If the recession speed were real motion, rather than just a rate of increase of distance, it would seem to be prevented by SR. But SR does not apply, as I said.
And distances increasing is just the dynamic geometry of General Relativity.

SR was published in 1905 and GR was published in 1915, and it overturns some of what you might expect from SR, and it trumps it. In GR distances can change actively without anything corresponding to conventional ideas of movement. That's what spacetime curvature is about.

In standard cosmo there is no edge to space. And space is approximately uniformly filled with matter. Like the balloon speckled with dots representing clusters or individual galaxies.

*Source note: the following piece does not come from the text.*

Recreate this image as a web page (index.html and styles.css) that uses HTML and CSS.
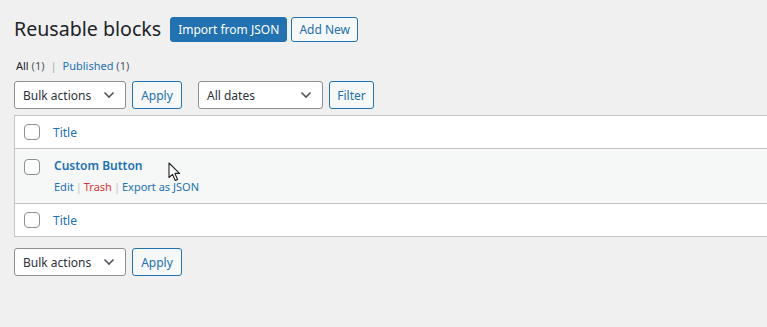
FILE: index.html
```html
<!DOCTYPE html>
<html lang="en">
<head>
    <meta charset="UTF-8">
    <title>Reusable blocks</title>
    <link rel="stylesheet" href="styles.css">
</head>
<body>
<div class="wrap">

    <!-- En-tete -->
    <div class="page-head">
        <h1>Reusable blocks</h1>
        <a class="btn btn-primary">Import from JSON</a>
        <a class="btn btn-outline">Add New</a>
    </div>

    <ul class="subsubsub">
        <li class="current">All <span class="count">(1)</span></li>
        <li class="sep">|</li>
        <li><a>Published <span class="count">(1)</span></a></li>
    </ul>

    <!-- Actions du haut -->
    <div class="tablenav">
        <div class="select sel-bulk">
            <span>Bulk actions</span>
            <svg width="12" height="8" viewBox="0 0 12 8"><path d="M1.5 1.5 L6 6 L10.5 1.5" fill="none" stroke="#50575e" stroke-width="1.6"/></svg>
        </div>
        <a class="btn btn-secondary btn-apply">Apply</a>
        <div class="select sel-dates">
            <span>All dates</span>
            <svg width="12" height="8" viewBox="0 0 12 8"><path d="M1.5 1.5 L6 6 L10.5 1.5" fill="none" stroke="#50575e" stroke-width="1.6"/></svg>
        </div>
        <a class="btn btn-secondary btn-filter">Filter</a>
    </div>

    <!-- Tableau -->
    <div class="list-table">
        <div class="row row-head">
            <span class="check"></span>
            <a class="col-title">Title</a>
        </div>
        <div class="row row-item">
            <span class="check"></span>
            <div class="item-body">
                <a class="item-title">Custom Button</a>
                <div class="row-actions">
                    <a>Edit</a><span class="sep">|</span><a class="trash">Trash</a><span class="sep">|</span><a>Export as JSON</a>
                </div>
            </div>
        </div>
        <div class="row row-head row-foot">
            <span class="check"></span>
            <a class="col-title">Title</a>
        </div>
        <svg class="cursor" width="13" height="20" viewBox="0 0 13 20"><path d="M1 1 L1 15.5 L4.5 12.3 L7.2 18.5 L9.6 17.4 L6.9 11.4 L11.5 11.4 Z" fill="#fff" stroke="#222" stroke-width="1.1" stroke-linejoin="round"/></svg>
    </div>

    <!-- Actions du bas -->
    <div class="tablenav tablenav-bottom">
        <div class="select sel-bulk">
            <span>Bulk actions</span>
            <svg width="12" height="8" viewBox="0 0 12 8"><path d="M1.5 1.5 L6 6 L10.5 1.5" fill="none" stroke="#50575e" stroke-width="1.6"/></svg>
        </div>
        <a class="btn btn-secondary btn-apply">Apply</a>
    </div>

</div>
</body>
</html>
```

FILE: styles.css
```css
body {
    margin: 0;
    background-color: #f0f0f1;
    font-family: "Noto Sans", "Open Sans", sans-serif;
    font-size: 12px;
    color: #1d2327;
    overflow: hidden;
}

a {
    color: #2271b1;
    text-decoration: none;
}

.wrap {
    padding: 14px 0 0 14px;
}

.page-head {
    display: flex;
    align-items: center;
    height: 30px;
}

.page-head h1 {
    margin: 0 9px 0 0;
    font-size: 19.6px;
    font-weight: 400;
    line-height: 30px;
    color: #1d2327;
}

.btn {
    box-sizing: border-box;
    display: inline-flex;
    align-items: center;
    justify-content: center;
    white-space: nowrap;
    border-radius: 3px;
    border: 1px solid #2271b1;
    font-size: 12px;
}

.page-head .btn {
    height: 25px;
    margin-right: 4px;
}

.btn-primary {
    background-color: #2271b1;
    color: white;
    width: 117px;
}

.btn-outline {
    background-color: #f6f7f7;
    color: #2271b1;
    width: 67px;
}

.btn-secondary {
    background-color: #f6f7f7;
    color: #2271b1;
    height: 28px;
}

.btn-apply {
    width: 50px;
}

.btn-filter {
    width: 45px;
}

.subsubsub {
    list-style: none;
    display: flex;
    margin: 14px 0 0 2px;
    padding: 0;
    font-size: 11px;
    line-height: 16px;
    height: 16px;
    color: #646970;
}

.subsubsub li.current {
    color: #1d2327;
}

.subsubsub .count {
    color: #50575e;
}

.subsubsub li.sep {
    margin: 0 6px;
    color: #a7aaad;
}

.tablenav {
    display: flex;
    align-items: center;
    margin-top: 7px;
    height: 28px;
}

.select {
    box-sizing: border-box;
    display: flex;
    align-items: center;
    justify-content: space-between;
    height: 28px;
    padding: 0 10px 0 8px;
    background-color: white;
    border: 1px solid #8c8f94;
    border-radius: 3px;
    color: #2c3338;
    font-size: 12px;
}

.sel-bulk {
    width: 112px;
    margin-right: 6px;
}

.sel-dates {
    width: 125px;
    margin-left: 16px;
    margin-right: 6px;
}

.list-table {
    position: relative;
    margin-top: 6px;
    background-color: white;
    border: 1px solid #c3c4c7;
    border-right: none;
}

.row {
    display: flex;
    align-items: center;
    box-sizing: border-box;
    padding-left: 9px;
}

.row-head {
    height: 33px;
    border-bottom: 1px solid #c3c4c7;
}

.row-foot {
    border-bottom: none;
    border-top: 1px solid #c3c4c7;
    height: 33px;
}

.row-item {
    height: 54px;
    align-items: flex-start;
    background-color: #f6f7f7;
    padding-top: 10px;
}

.check {
    box-sizing: border-box;
    width: 16px;
    height: 16px;
    border: 1px solid #8c8f94;
    border-radius: 4px;
    background-color: white;
}

.col-title {
    margin-left: 13px;
    font-size: 12px;
}

.item-body {
    margin-left: 14px;
    margin-top: -2px;
}

.item-title {
    display: block;
    font-weight: 600;
    font-size: 12px;
    line-height: 18px;
}

.row-actions {
    margin-top: 4px;
    font-size: 11px;
    line-height: 16px;
    color: #c3c4c7;
}

.row-actions .sep {
    margin: 0 2px;
}

.row-actions .trash {
    color: #d63638;
}

.cursor {
    position: absolute;
    left: 153px;
    top: 46px;
}

.tablenav-bottom {
    margin-top: 11px;
}
```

There is a limit to the region of it that we currently see because out beyond that we didn't get light yet. But that is a shifting imaginary boundary because more light is on its way always coming in from more distant stuff. There is no physical edge or boundary.

Currently we are seeing microwave (CMB) from stuff that is currently 46 billion lightyears from us and that stuff, which used to be hot hydrogen when it emitted the light, is doubtless condensed into galaxies and stars and planets so it looks very much like us and our local neighborhood.

And if there are people on those galaxies 46 billion LY away they will be receiving CMB microwaves some of which come from our direction and are from the glowing gas that later on condensed into us. We are getting their CMB radiation and they are getting ours. It goes both ways. It started out as kind of reddish orange light and it got stretched to microwave by the expansion while it was traveling.

So what we see when we look at the most ancient light from the most distant stuff is that the beginning of time? Well, maybe...
Not in any simple way though.
I don't think of it as that.

There is too much chance that the bang was a bounce---a contraction expansion event---papers being written about that, books coming out about it. Increasing research effort. If so then time extends well back before the bounce. So when we look at the most ancient light we see stuff happening near the bounce, within a few hundred thousand years of it. But that is just an episode. We have no reason to call it the "beginning of time". That's sort of poetic/romantic sounding. Just my personal view. Nice question though.:smile:

=========
Carid, thank you for the approving comment. It's a real boost!
 
Last edited:
marcus,

That was a very clear answer. Maybe it should be tacked up on a notice board at the beginning of the Cosmology thread as a "read me first"!